In the 2019 parliamentary elections, too, it was Modi’s image as a leader who easily fitted in with the scheme of things of ultra-nationalists in the country which helped the saffron party come to power at the Centre with a comfortable majority in the Lok Sabha.
However, anyone who believes that Modi as a “Vikas Purush” has acquired a very powerful appeal among the voters, who favoured the BJP to defeat the opposition parties in a majority of the parliamentary constituencies is sadly mistaken. It is his image as a tough politician who intils a sense of pride among the ultranationalists that proved to be the most effective factor to capture power.
Behind this image of Modi are factors like Ram Mandir at Ayodhya, the law on “triple talaq” for Muslims, taking Jammu and Kashmir out of the purview of the Constitution’s Article 370 which provided it a special status and getting the Citizenship Amendment Act (CAA) enacted before the beginning of the feared process of preparing the National Population Register (NPR) and the controversial National Register of Citizens.
For the first time in his political career, Modi is faced with a major challenge put up by the secular forces in the country over the CAA-NPR-NRC issue. The way he has been handling this challenge has exposed him as really not being a man who has economic issues dear to his heart. He has been proved to be anybody other than a “Vikas Purush”.

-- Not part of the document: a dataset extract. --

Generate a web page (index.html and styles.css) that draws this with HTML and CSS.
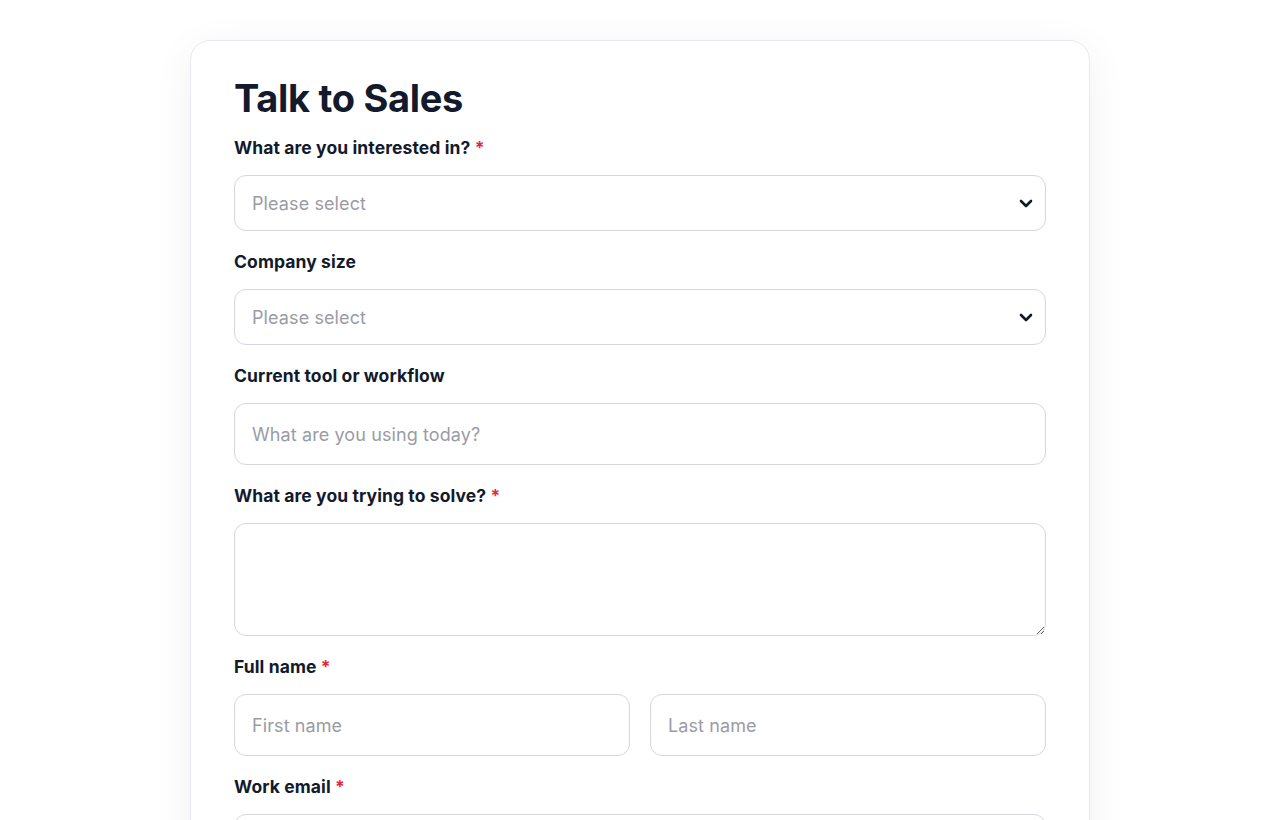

Had he really been a committed “Vikas Purush” he would not have allowed his colleagues in the BJP to create a condition in development appears to have been replaced by an agenda to change the basic and secular character of the Constitution with a view to ultimately declaring India as a theocratic state. This means taking the country on the road to ruin.
Time is running out. People committed to development and preserving the country’s Constitution in its pristine purity, as given by the Founding Fathers, must become proactive with a resolve to defeat any political force which tries to dilute the significance of economic growth which alone can ensure that the country remains one of the two (China and India) engines of the 21st century, poised to be known as the Asian century.